## DATASET EXTRACT
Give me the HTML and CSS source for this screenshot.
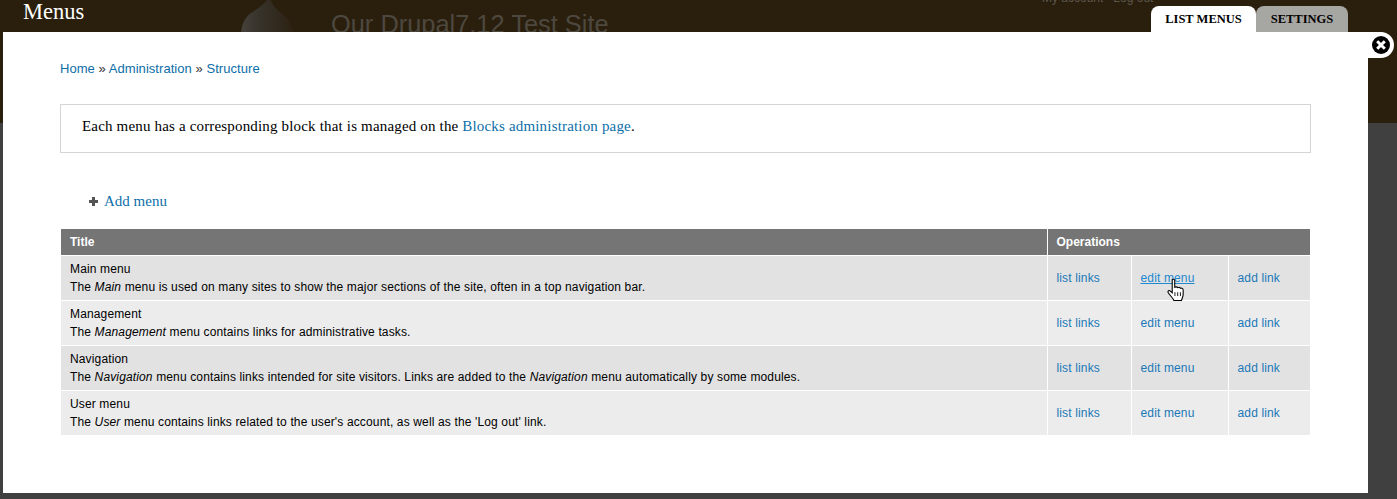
FILE: index.html
```html
<!DOCTYPE html>
<html lang="en">
<head>
<meta charset="utf-8">
<title>Menus</title>
<link rel="stylesheet" href="styles.css">
</head>
<body>
<header class="site-header">
  <svg class="site-logo" width="60" height="32" viewBox="0 0 60 32">
    <defs><linearGradient id="drop" x1="0" y1="0" x2="1" y2="0"><stop offset="0" stop-color="#45423b"/><stop offset=".35" stop-color="#37322a"/><stop offset="1" stop-color="#2c2212"/></linearGradient></defs>
    <path d="M33 -3C30 3 24 7 15 13C8 18 5 26 5 36H58C57 24 52 18 45 13C40 9 36 4 33 -3Z" fill="url(#drop)"/>
  </svg>
  <div class="site-name">Our Drupal7.12 Test Site</div>
  <div class="user-links">My account &nbsp; Log out</div>
</header>
<div class="overlay-title">Menus</div>
<nav class="overlay-tabs">
  <a class="tab tab-active" href="#">LIST MENUS</a>
  <a class="tab" href="#">SETTINGS</a>
</nav>
<main class="overlay">
  <div class="breadcrumb"><a href="#">Home</a> » <a href="#">Administration</a> » <a href="#">Structure</a></div>
  <div class="help">Each menu has a corresponding block that is managed on the <a href="#">Blocks administration page</a>.</div>
  <div class="actions"><span class="plus"></span><a href="#">Add menu</a></div>
  <table class="menus">
    <colgroup><col class="col-title"><col class="col-list"><col class="col-edit"><col class="col-add"></colgroup>
    <thead>
      <tr><th>Title</th><th colspan="3">Operations</th></tr>
    </thead>
    <tbody>
      <tr class="even"><td>Main menu<br>The <em>Main</em> menu is used on many sites to show the major sections of the site, often in a top navigation bar.</td><td><a href="#">list links</a></td><td><a class="hover" href="#">edit menu</a></td><td><a href="#">add link</a></td></tr>
      <tr class="odd"><td>Management<br>The <em>Management</em> menu contains links for administrative tasks.</td><td><a href="#">list links</a></td><td><a href="#">edit menu</a></td><td><a href="#">add link</a></td></tr>
      <tr class="even"><td>Navigation<br>The <em>Navigation</em> menu contains links intended for site visitors. Links are added to the <em>Navigation</em> menu automatically by some modules.</td><td><a href="#">list links</a></td><td><a href="#">edit menu</a></td><td><a href="#">add link</a></td></tr>
      <tr class="odd"><td>User menu<br>The <em>User</em> menu contains links related to the user's account, as well as the 'Log out' link.</td><td><a href="#">list links</a></td><td><a href="#">edit menu</a></td><td><a href="#">add link</a></td></tr>
    </tbody>
  </table>
</main>
<a class="close" href="#" aria-label="Close">
  <svg width="20" height="20" viewBox="0 0 20 20"><circle cx="10" cy="10" r="9" fill="#000"/><path d="M6.2 6.2L13.8 13.8M13.8 6.2L6.2 13.8" stroke="#fff" stroke-width="3"/></svg>
</a>
<svg class="cursor" width="19" height="23" viewBox="0 0 16 21"><path d="M5 1.5C6 .8 7.3 1 7.3 2.5V8.5C8.5 8 9.5 8 10 8.8C11 8.3 12 8.5 12.5 9.4C13.6 9 15 9.5 15 11V15C15 17 14 18.5 13.5 20.5H6.5C6 18.5 2 15 1.2 13C.8 11.8 2 11 3 11.7L5 13.5V2.5Z" fill="#fff" stroke="#000" stroke-width="1"/><path d="M7.5 13V16.5M10 13V16.5M12.5 13V16.5" stroke="#000" stroke-width=".8"/></svg>
</body>
</html>
```

FILE: styles.css
```css
html, body {
  margin: 0;
  padding: 0;
  height: 499px;
  overflow: hidden;
  background: #404040;
}
body {
  font-family: "Liberation Sans", Arial, sans-serif;
  font-size: 12px;
  color: #000;
}
a {
  color: #0074bd;
  text-decoration: none;
}
.site-header {
  height: 123px;
  background: #2a1f0d;
  position: relative;
  overflow: hidden;
}
.site-logo {
  position: absolute;
  left: 236px;
  top: 0;
}
.site-name {
  position: absolute;
  left: 331px;
  top: 9px;
  font-size: 25.4px;
  line-height: 30px;
  color: #4d483f;
}
.user-links {
  position: absolute;
  left: 1042px;
  top: -9px;
  font-size: 12px;
  line-height: 14px;
  color: #5b564c;
}
.overlay-title {
  position: absolute;
  left: 23px;
  top: 0;
  font-family: "Liberation Serif", serif;
  font-size: 22.5px;
  line-height: 23px;
  color: #fff;
}
.overlay-tabs {
  position: absolute;
  left: 1151px;
  top: 6px;
  display: flex;
}
.tab {
  width: 92px;
  height: 26px;
  text-align: center;
  font-family: "Liberation Serif", serif;
  font-size: 12.5px;
  font-weight: bold;
  line-height: 26px;
  color: #000;
  background: #a6a6a3;
  border-radius: 8px 8px 0 0;
}
.tab-active {
  width: 105px;
  background: #fff;
}
.overlay {
  position: absolute;
  left: 3px;
  top: 32px;
  width: 1365px;
  height: 461px;
  box-sizing: border-box;
  padding: 29px 57px 0;
  background: #fff;
}
.breadcrumb {
  line-height: 16px;
  font-size: 13px;
  letter-spacing: .05px;
  color: #333;
}
.breadcrumb a {
  color: #0d6ea8;
}
.help {
  margin-top: 27px;
  height: 49px;
  box-sizing: border-box;
  padding: 11px 21px 0;
  border: 1px solid #d5d5d5;
  font-family: "Liberation Serif", serif;
  font-size: 15px;
  letter-spacing: .17px;
  line-height: 20px;
}
.help a, .actions a {
  color: #0d6ea8;
}
.actions {
  margin-top: 38px;
  padding-left: 29px;
  display: flex;
  align-items: center;
  gap: 6px;
  height: 20px;
  font-family: "Liberation Serif", serif;
  font-size: 15px;
}
.plus {
  width: 9px;
  height: 9px;
  background:
    linear-gradient(#555, #555) center / 9px 3px no-repeat,
    linear-gradient(#555, #555) center / 3px 9px no-repeat;
}
.menus {
  margin: 18px 0 0 1px;
  width: 1249px;
  border-collapse: collapse;
  table-layout: fixed;
  font-size: 12px;
  line-height: 18px;
}
.col-title { width: 986px; }
.col-list { width: 84px; }
.col-edit { width: 97px; }
.col-add { width: 82px; }
.menus th {
  height: 26px;
  padding: 0 9px;
  background: #757575;
  color: #fff;
  text-align: left;
  font-weight: bold;
}
.menus td {
  height: 44px;
  padding: 0 9px;
  border-top: 1px solid #fff;
  border-left: 1px solid #fff;
  letter-spacing: .14px;
}
.menus th + th {
  border-left: 1px solid #fff;
}
.menus td:first-child {
  border-left: 0;
}
.menus td a {
  color: #1a78b8;
}
.menus .hover {
  color: #1e88d0;
  text-decoration: underline;
}
.even td { background: #e2e2e2; }
.odd td { background: #ececec; }
.close {
  position: absolute;
  left: 1368px;
  top: 32px;
  width: 26px;
  height: 26px;
  background: #fff;
  border-radius: 0 13px 13px 0;
  display: flex;
  align-items: center;
  justify-content: center;
}
.cursor {
  position: absolute;
  left: 1166px;
  top: 278px;
}
```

## EXERCISE DESCRIPTION
Reproduce the listing above exactly, excluding all pictures.

## EXERCISE RESPONSE
Give me the HTML and CSS source for this screenshot.
FILE: index.html
```html
<!DOCTYPE html>
<html lang="en">
<head>
<meta charset="utf-8">
<title>Menus</title>
<link rel="stylesheet" href="styles.css">
</head>
<body>
<header class="site-header">
  <svg class="site-logo" width="60" height="32" viewBox="0 0 60 32">
    <defs><linearGradient id="drop" x1="0" y1="0" x2="1" y2="0"><stop offset="0" stop-color="#45423b"/><stop offset=".35" stop-color="#37322a"/><stop offset="1" stop-color="#2c2212"/></linearGradient></defs>
    <path d="M33 -3C30 3 24 7 15 13C8 18 5 26 5 36H58C57 24 52 18 45 13C40 9 36 4 33 -3Z" fill="url(#drop)"/>
  </svg>
  <div class="site-name">Our Drupal7.12 Test Site</div>
  <div class="user-links">My account &nbsp; Log out</div>
</header>
<div class="overlay-title">Menus</div>
<nav class="overlay-tabs">
  <a class="tab tab-active" href="#">LIST MENUS</a>
  <a class="tab" href="#">SETTINGS</a>
</nav>
<main class="overlay">
  <div class="breadcrumb"><a href="#">Home</a> » <a href="#">Administration</a> » <a href="#">Structure</a></div>
  <div class="help">Each menu has a corresponding block that is managed on the <a href="#">Blocks administration page</a>.</div>
  <div class="actions"><span class="plus"></span><a href="#">Add menu</a></div>
  <table class="menus">
    <colgroup><col class="col-title"><col class="col-list"><col class="col-edit"><col class="col-add"></colgroup>
    <thead>
      <tr><th>Title</th><th colspan="3">Operations</th></tr>
    </thead>
    <tbody>
      <tr class="even"><td>Main menu<br>The <em>Main</em> menu is used on many sites to show the major sections of the site, often in a top navigation bar.</td><td><a href="#">list links</a></td><td><a class="hover" href="#">edit menu</a></td><td><a href="#">add link</a></td></tr>
      <tr class="odd"><td>Management<br>The <em>Management</em> menu contains links for administrative tasks.</td><td><a href="#">list links</a></td><td><a href="#">edit menu</a></td><td><a href="#">add link</a></td></tr>
      <tr class="even"><td>Navigation<br>The <em>Navigation</em> menu contains links intended for site visitors. Links are added to the <em>Navigation</em> menu automatically by some modules.</td><td><a href="#">list links</a></td><td><a href="#">edit menu</a></td><td><a href="#">add link</a></td></tr>
      <tr class="odd"><td>User menu<br>The <em>User</em> menu contains links related to the user's account, as well as the 'Log out' link.</td><td><a href="#">list links</a></td><td><a href="#">edit menu</a></td><td><a href="#">add link</a></td></tr>
    </tbody>
  </table>
</main>
<a class="close" href="#" aria-label="Close">
  <svg width="20" height="20" viewBox="0 0 20 20"><circle cx="10" cy="10" r="9" fill="#000"/><path d="M6.2 6.2L13.8 13.8M13.8 6.2L6.2 13.8" stroke="#fff" stroke-width="3"/></svg>
</a>
<svg class="cursor" width="19" height="23" viewBox="0 0 16 21"><path d="M5 1.5C6 .8 7.3 1 7.3 2.5V8.5C8.5 8 9.5 8 10 8.8C11 8.3 12 8.5 12.5 9.4C13.6 9 15 9.5 15 11V15C15 17 14 18.5 13.5 20.5H6.5C6 18.5 2 15 1.2 13C.8 11.8 2 11 3 11.7L5 13.5V2.5Z" fill="#fff" stroke="#000" stroke-width="1"/><path d="M7.5 13V16.5M10 13V16.5M12.5 13V16.5" stroke="#000" stroke-width=".8"/></svg>
</body>
</html>
```

FILE: styles.css
```css
html, body {
  margin: 0;
  padding: 0;
  height: 499px;
  overflow: hidden;
  background: #404040;
}
body {
  font-family: "Liberation Sans", Arial, sans-serif;
  font-size: 12px;
  color: #000;
}
a {
  color: #0074bd;
  text-decoration: none;
}
.site-header {
  height: 123px;
  background: #2a1f0d;
  position: relative;
  overflow: hidden;
}
.site-logo {
  position: absolute;
  left: 236px;
  top: 0;
}
.site-name {
  position: absolute;
  left: 331px;
  top: 9px;
  font-size: 25.4px;
  line-height: 30px;
  color: #4d483f;
}
.user-links {
  position: absolute;
  left: 1042px;
  top: -9px;
  font-size: 12px;
  line-height: 14px;
  color: #5b564c;
}
.overlay-title {
  position: absolute;
  left: 23px;
  top: 0;
  font-family: "Liberation Serif", serif;
  font-size: 22.5px;
  line-height: 23px;
  color: #fff;
}
.overlay-tabs {
  position: absolute;
  left: 1151px;
  top: 6px;
  display: flex;
}
.tab {
  width: 92px;
  height: 26px;
  text-align: center;
  font-family: "Liberation Serif", serif;
  font-size: 12.5px;
  font-weight: bold;
  line-height: 26px;
  color: #000;
  background: #a6a6a3;
  border-radius: 8px 8px 0 0;
}
.tab-active {
  width: 105px;
  background: #fff;
}
.overlay {
  position: absolute;
  left: 3px;
  top: 32px;
  width: 1365px;
  height: 461px;
  box-sizing: border-box;
  padding: 29px 57px 0;
  background: #fff;
}
.breadcrumb {
  line-height: 16px;
  font-size: 13px;
  letter-spacing: .05px;
  color: #333;
}
.breadcrumb a {
  color: #0d6ea8;
}
.help {
  margin-top: 27px;
  height: 49px;
  box-sizing: border-box;
  padding: 11px 21px 0;
  border: 1px solid #d5d5d5;
  font-family: "Liberation Serif", serif;
  font-size: 15px;
  letter-spacing: .17px;
  line-height: 20px;
}
.help a, .actions a {
  color: #0d6ea8;
}
.actions {
  margin-top: 38px;
  padding-left: 29px;
  display: flex;
  align-items: center;
  gap: 6px;
  height: 20px;
  font-family: "Liberation Serif", serif;
  font-size: 15px;
}
.plus {
  width: 9px;
  height: 9px;
  background:
    linear-gradient(#555, #555) center / 9px 3px no-repeat,
    linear-gradient(#555, #555) center / 3px 9px no-repeat;
}
.menus {
  margin: 18px 0 0 1px;
  width: 1249px;
  border-collapse: collapse;
  table-layout: fixed;
  font-size: 12px;
  line-height: 18px;
}
.col-title { width: 986px; }
.col-list { width: 84px; }
.col-edit { width: 97px; }
.col-add { width: 82px; }
.menus th {
  height: 26px;
  padding: 0 9px;
  background: #757575;
  color: #fff;
  text-align: left;
  font-weight: bold;
}
.menus td {
  height: 44px;
  padding: 0 9px;
  border-top: 1px solid #fff;
  border-left: 1px solid #fff;
  letter-spacing: .14px;
}
.menus th + th {
  border-left: 1px solid #fff;
}
.menus td:first-child {
  border-left: 0;
}
.menus td a {
  color: #1a78b8;
}
.menus .hover {
  color: #1e88d0;
  text-decoration: underline;
}
.even td { background: #e2e2e2; }
.odd td { background: #ececec; }
.close {
  position: absolute;
  left: 1368px;
  top: 32px;
  width: 26px;
  height: 26px;
  background: #fff;
  border-radius: 0 13px 13px 0;
  display: flex;
  align-items: center;
  justify-content: center;
}
.cursor {
  position: absolute;
  left: 1166px;
  top: 278px;
}
```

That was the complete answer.